Tip: Use the calendar to prepare rather than react impulsively. Consider setting stop-loss orders or reducing position sizes ahead of major releases to manage risk without overtrading.
Another common blunder is focussing solely on immediate calendar events without keeping an eye on broader, longer-term economic trends. For instance, a single quarter’s GDP result might seem disappointing, but when seen in the context of a multi-quarter recovery or decline, the implications differ significantly. South African investors often get swayed by headline numbers like monthly retail sales, neglecting the overall business cycle or structural economic changes.
Ignoring the bigger picture can lead to poor asset allocation and missed opportunities for profitable investments.

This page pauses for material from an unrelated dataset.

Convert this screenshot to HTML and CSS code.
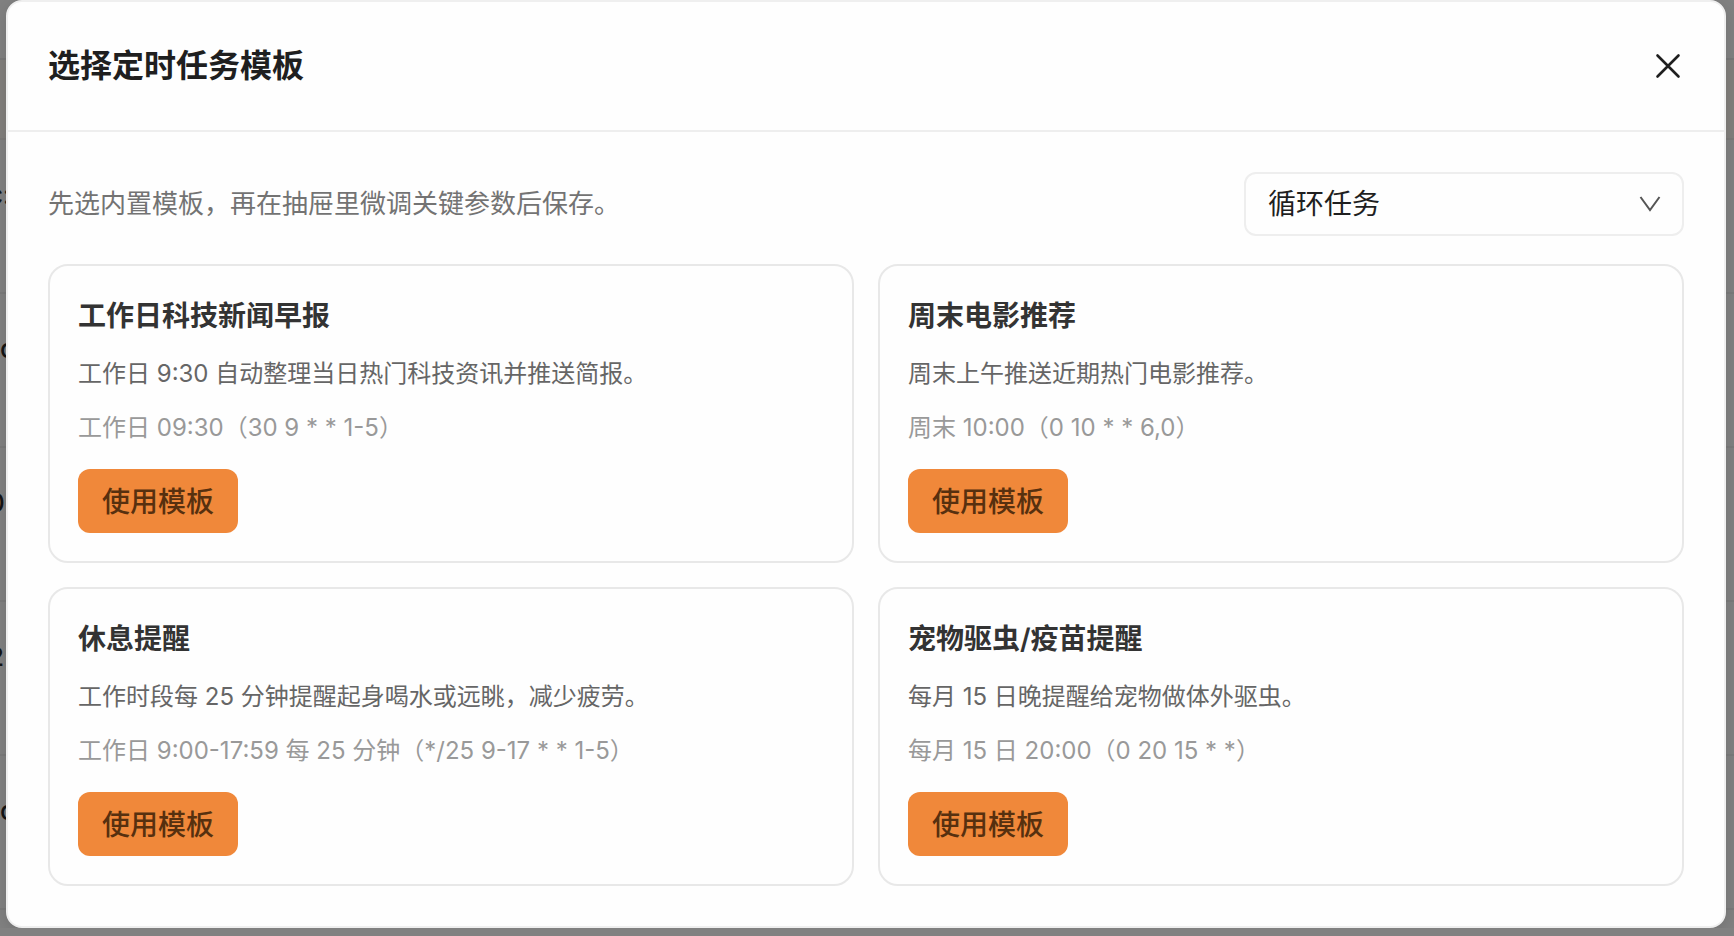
FILE: index.html
```html
<!DOCTYPE html>
<html lang="zh-CN">
<head>
  <meta charset="UTF-8">
  <meta name="viewport" content="width=device-width, initial-scale=1.0">
  <title>选择定时任务模板</title>
  <link rel="stylesheet" href="styles.css">
</head>
<body>
  <!-- Task list behind the modal -->
  <div class="page-behind" aria-hidden="true">
    <div class="row-head"></div>
    <div class="row"><span class="scrolled">c:</span></div>
    <div class="row"><span>c</span></div>
    <div class="row"><span class="scrolled">0</span></div>
    <div class="row"><span class="scrolled">2</span></div>
    <div class="row"><span>c</span></div>
  </div>

  <div class="modal" role="dialog" aria-labelledby="modalTitle">
    <header class="modal-header">
      <h1 id="modalTitle">选择定时任务模板</h1>
      <button class="close" type="button" aria-label="关闭">
        <svg viewBox="0 0 32 32" width="32" height="32" fill="none" stroke="currentColor" stroke-width="2.6" stroke-linecap="round">
          <path d="M5.5 5.5 26.5 26.5M26.5 5.5 5.5 26.5"/>
        </svg>
      </button>
    </header>

    <main class="modal-body">
      <div class="toolbar">
        <label for="taskType">先选内置模板，再在抽屉里微调关键参数后保存。</label>
        <div class="select-wrap">
          <select id="taskType">
            <option selected>循环任务</option>
          </select>
          <svg class="chevron" viewBox="0 0 24 24" width="24" height="24" fill="none" stroke="currentColor" stroke-width="2">
            <path d="M2.5 5 12 18 21.5 5"/>
          </svg>
        </div>
      </div>

      <div class="template-grid">
        <article class="template">
          <h2>工作日科技新闻早报</h2>
          <p class="desc">工作日 9:30 自动整理当日热门科技资讯并推送简报。</p>
          <p class="schedule">工作日 09:30（30 9 * * 1-5）</p>
          <button class="btn-primary" type="button">使用模板</button>
        </article>
        <article class="template">
          <h2>周末电影推荐</h2>
          <p class="desc">周末上午推送近期热门电影推荐。</p>
          <p class="schedule">周末 10:00（0 10 * * 6,0）</p>
          <button class="btn-primary" type="button">使用模板</button>
        </article>
        <article class="template">
          <h2>休息提醒</h2>
          <p class="desc">工作时段每 25 分钟提醒起身喝水或远眺，减少疲劳。</p>
          <p class="schedule">工作日 9:00-17:59 每 25 分钟（*/25 9-17 * * 1-5）</p>
          <button class="btn-primary" type="button">使用模板</button>
        </article>
        <article class="template">
          <h2>宠物驱虫/疫苗提醒</h2>
          <p class="desc">每月 15 日晚提醒给宠物做体外驱虫。</p>
          <p class="schedule">每月 15 日 20:00（0 20 15 * *）</p>
          <button class="btn-primary" type="button">使用模板</button>
        </article>
      </div>
    </main>
  </div>
</body>
</html>
```

FILE: styles.css
```css
* {
  box-sizing: border-box;
}
body {
  margin: 0;
  padding: 0 8px 0 6px;
  background: #818181;
  color: #1f1f1f;
  font-family: Inter, "Noto Sans CJK SC", sans-serif;
  overflow: hidden;
}
h1, h2, p {
  margin: 0;
}
button, select {
  font-family: inherit;
}

/* Dimmed page under the modal */
.page-behind {
  position: absolute;
  inset: 0;
  padding-top: 58px;
  overflow: hidden;
  color: #141414;
  font-size: 26px;
  font-weight: 500;
}
.row-head {
  height: 82px;
  background: #827f7c;
  border-top: 2px solid #787878;
  border-bottom: 2px solid #7c7a78;
}
.row {
  display: flex;
  align-items: center;
  height: 154px;
  padding-bottom: 44px;
  border-bottom: 2px solid #7a7a7a;
}
.row .scrolled {
  margin-left: -12px;
}

/* Modal */
.modal {
  position: relative;
  background: #fefefe;
  border: 2px solid #efefef;
  border-radius: 16px;
  box-shadow: 0 4px 16px rgba(0,0,0,0.12);
}
.modal-header {
  display: flex;
  justify-content: space-between;
  align-items: center;
  height: 130px;
  padding: 0 40px;
  border-bottom: 2px solid #eee;
}
.modal-header h1 {
  font-size: 32px;
  line-height: 48px;
  font-weight: 600;
}
.close {
  display: flex;
  padding: 0;
  background: none;
  border: none;
  color: #1f1f1f;
  cursor: pointer;
}
.modal-body {
  padding: 40px;
}
.toolbar {
  display: flex;
  justify-content: space-between;
  align-items: center;
  margin-bottom: 28px;
}
.toolbar label {
  font-size: 26px;
  line-height: 40px;
  color: #737373;
}
.select-wrap {
  position: relative;
  width: 440px;
}
.select-wrap select {
  appearance: none;
  display: block;
  width: 100%;
  height: 64px;
  padding: 0 56px 0 22px;
  background: #fefefe;
  border: 2px solid #eee;
  border-radius: 12px;
  color: #1f1f1f;
  font-size: 28px;
}
.chevron {
  position: absolute;
  top: 20px;
  right: 22px;
  color: #555;
  pointer-events: none;
}

/* Template cards */
.template-grid {
  display: grid;
  grid-template-columns: 1fr 1fr;
  gap: 24px;
}
.template {
  padding: 28px;
  border: 2px solid #e8e8e8;
  border-radius: 20px;
}
.template h2 {
  font-size: 28px;
  line-height: 45px;
  font-weight: 600;
  color: #333;
}
.desc, .schedule {
  margin-top: 16px;
  font-size: 24px;
  line-height: 38px;
}
.desc {
  color: #666;
}
.schedule {
  color: #999;
}
.btn-primary {
  display: block;
  height: 64px;
  margin-top: 22px;
  padding: 0 24px 2px;
  background: #f0883a;
  border: none;
  border-radius: 12px;
  color: #57300f;
  font-size: 28px;
  font-weight: 500;
  cursor: pointer;
}
```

Make sure to combine calendar events with trend analysis, keeping tabs on earnings seasons, government policy shifts, and global economic signals.
Misreading the importance of certain data points is a subtle but damaging mistake. Not all indicators carry equal weight for every asset class or market segment. For example, a better-than-expected unemployment rate in South Africa doesn’t always mean the stock market will surge—other factors like labour market quality and wage growth might tell a different story.
Confusion arises when investors assume that a “good” number is always bullish or a “bad” number always bearish. In reality, markets often price in expectations well before the news hits, so what matters most is how the actual numbers compare with forecasts.
Practical advice: Always check consensus estimates and understand the context behind each figure. Use trusted financial news sites like Business Day or Moneyweb to get analysis alongside raw data.
Avoiding these common mistakes can help South African investors use the economic calendar for what it’s supposed to be: a tool for informed decision-making rather than a source of anxiety or rash trading. When you approach it with patience and perspective, the calendar becomes a guide rather than a trigger.